Família: o verdadeiro património

Reserva das imperfeições humanas
Não é verdade que a família seja quem nos dê mais lonjura ao pensamento. Nem quem nos eduque.
Nem é verdade que nos dê mais compaixão, mais humor e mais ternura. E mais reconhecimento. Eu acho que as famílias nos tornam, muitas vezes, muito infelizes. E são mais amigas da dor do que deviam. Começando pelos pais. Quando desconhecem os filhos, por exemplo, e desistem de os conhecer, tornando-os estranhos, para si próprios, ao mesmo tempo. E quando nos encaminha para tudo aquilo que a deixa mais sossegada, mesmo que, com isso, o nosso futuro parecesse nunca aceitar pessoas imperfeitas. E quando não nos interpela, pondo em palavras tudo aquilo de que fugimos de pensar. E quando alguém por ela confunde a sua com a nossa vida. Ou nos deixa sozinhos como se, com isso, respeitasse a nossa singularidade, quando o que nos dói é, unicamente, a solidão. E – muito pior – muitas famílias tornam-nos desfelizes, que é assim uma forma de não sermos nem felizes nem infelizes, mas somente «assim-assim». Como se os nossos sonhos fossem, dessa maneira, um pequeno «tanto faz!».
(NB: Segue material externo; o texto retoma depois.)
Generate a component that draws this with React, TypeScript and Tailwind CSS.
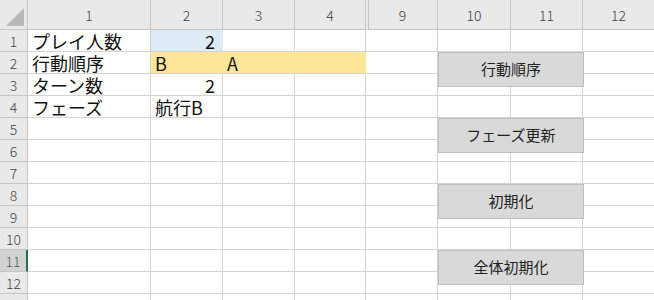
const colWidths = [123, 72, 72, 71, 72, 73, 72, 72];
const colLabels = ["1", "2", "3", "4", "9", "10", "11", "12"];

type Cell = { text?: string; align?: "left" | "right"; fill?: string };

const data: Record<string, Cell> = {
  "1-0": { text: "プレイ人数" },
  "1-1": { text: "2", align: "right", fill: "bg-[#ddebf7]" },
  "2-0": { text: "行動順序" },
  "2-1": { text: "B", fill: "bg-[#ffe699]" },
  "2-2": { text: "A", fill: "bg-[#ffe699]" },
  "2-3": { fill: "bg-[#ffe699]" },
  "3-0": { text: "ターン数" },
  "3-1": { text: "2", align: "right" },
  "4-0": { text: "フェーズ" },
  "4-1": { text: "航行B" },
};

const buttons = [
  { label: "行動順序", top: "top-[52px]" },
  { label: "フェーズ更新", top: "top-[118px]" },
  { label: "初期化", top: "top-[184px]" },
  { label: "全体初期化", top: "top-[250px]" },
];

const rows = Array.from({ length: 13 }, (_, i) => i + 1);

export default function App() {
  return (
    <div className="relative h-[300px] w-[654px] overflow-hidden bg-white font-['Noto_Sans_CJK_JP',sans-serif]">
      <div
        className="grid"
        style={{ gridTemplateColumns: `28px ${colWidths.map((w) => w + "px").join(" ")}` }}
      >
        {/* header row */}
        <div className="relative h-[30px] border-b border-r border-[#c6c6c6] bg-[#e9e9e9]">
          <svg className="absolute bottom-[3px] right-[3px]" width="18" height="18" viewBox="0 0 18 18">
            <polygon points="18,0 18,18 0,18" fill="#b9b9b9" />
          </svg>
        </div>
        {colLabels.map((c, i) => (
          <div
            key={c}
            className={`flex h-[30px] items-center justify-center border-b border-r border-[#c6c6c6] bg-[#e9e9e9] pt-[1px] text-[14px] font-light text-[#444] ${
              i === 4 ? "border-l-2 border-l-[#e9e9e9] shadow-[inset_1px_0_0_#c6c6c6]" : ""
            }`}
          >
            {c}
          </div>
        ))}

        {rows.map((r) => (
          <Row key={r} r={r} />
        ))}
      </div>

      {buttons.map((b) => (
        <div
          key={b.label}
          className={`absolute left-[438px] ${b.top} flex h-[35px] w-[146px] items-center justify-center border border-[#bfbfbf] bg-[#d9d9d9] text-[15px] text-[#222]`}
        >
          {b.label}
        </div>
      ))}
    </div>
  );
}

function Row({ r }: { r: number }) {
  const selected = r === 11;
  return (
    <>
      <div
        className={`flex h-[22px] items-center justify-center border-b border-r pt-[1px] text-[14px] font-light ${
          selected
            ? "border-b-[#c6c6c6] border-r-2 border-r-[#217346] bg-[#d2d2d2] text-[#3d6b4f]"
            : "border-[#c6c6c6] bg-[#e9e9e9] text-[#444]"
        }`}
      >
        {r}
      </div>
      {colWidths.map((_, c) => {
        const cell = data[`${r}-${c}`];
        const fill = cell?.fill;
        return (
          <div
            key={c}
            className={`flex h-[22px] items-center overflow-visible whitespace-nowrap border-b border-r px-[4px] text-[18px] leading-none text-[#111] ${
              fill ? `${fill} border-b-[#d4d4d4] border-r-transparent` : "border-[#d4d4d4]"
            } ${cell?.align === "right" ? "justify-end pr-[7px]" : ""} ${c === 0 ? "pl-[4px]" : ""}`}
          >
            {cell?.text}
          </div>
        );
      })}
    </>
  );
}
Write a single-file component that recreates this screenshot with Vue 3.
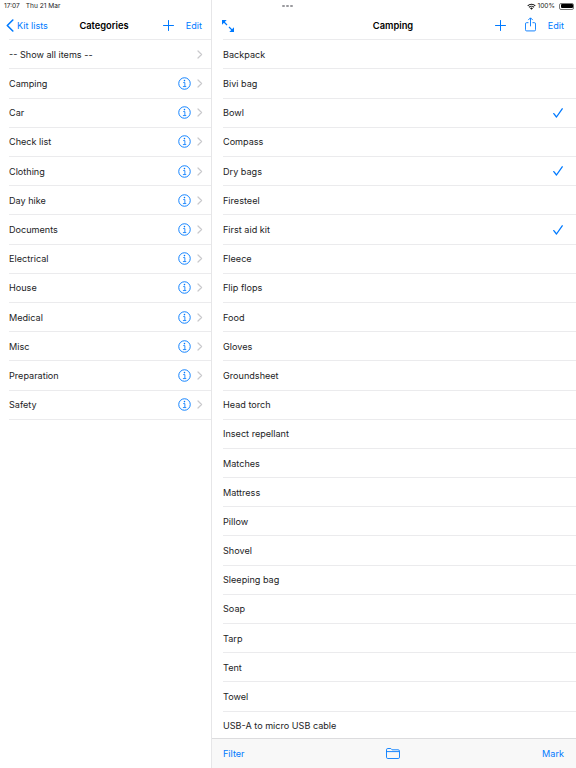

Uma família serve para nos sentirmos acompanhados por dentro, adivinhados quando nos sentimos misteriosos e arrebatados sempre que estamos sonolentos. E ensina-nos que perdoar é esquecer sem dar por isso. Eu acho que, para tantas coisas, uma família, para ser família, tem de ser numerosa. E só se for assim será sagrada. Nas famílias de verdade cabe a educadora que nos contava histórias e a professora que nos ralhava sempre que mordíamos a língua para pensar. E o senhor da padaria, que nos sorria, de manhã, como muitos dos nossos tios nunca o fizeram. E o Augusto, dos Jornais, que mal falava mas que, por nada que se esperasse, se comovia enquanto ria. E a D. Isaura, dos bordados, que fazia de conta que não percebia quando estávamos a mentir. E o Pai Natal e Deus, sempre quem ficávamos, noite fora, à calhandrice com eles, mais vezes do que conversávamos com os nossos amigos. E eles, claro, para além de todos aqueles que sentimos serem nossos. Uma família é uma barafunda. E só se for assim é paz. E é amiga da verdade, sem a qual se é desfeliz. E puxa os sentimentos, de supetão, do fundo da alma para a superfície da pele. E desabotoa a fantasia. E é dedicada com o colo. E afeiçoa-se ao brincar. E à esperança, é claro. E a tudo o mais que quem fala dos valores da família nunca nos diz. Na verdade, a ideia de família tem sido tão enxovalhada que já não sei se gosto dela. Do que gostava – mesmo! – é que a família fosse, simplesmente, o sindicato da bondade. Mas não sei se conseguirei explicar que, só se for assim, será família. E será feliz.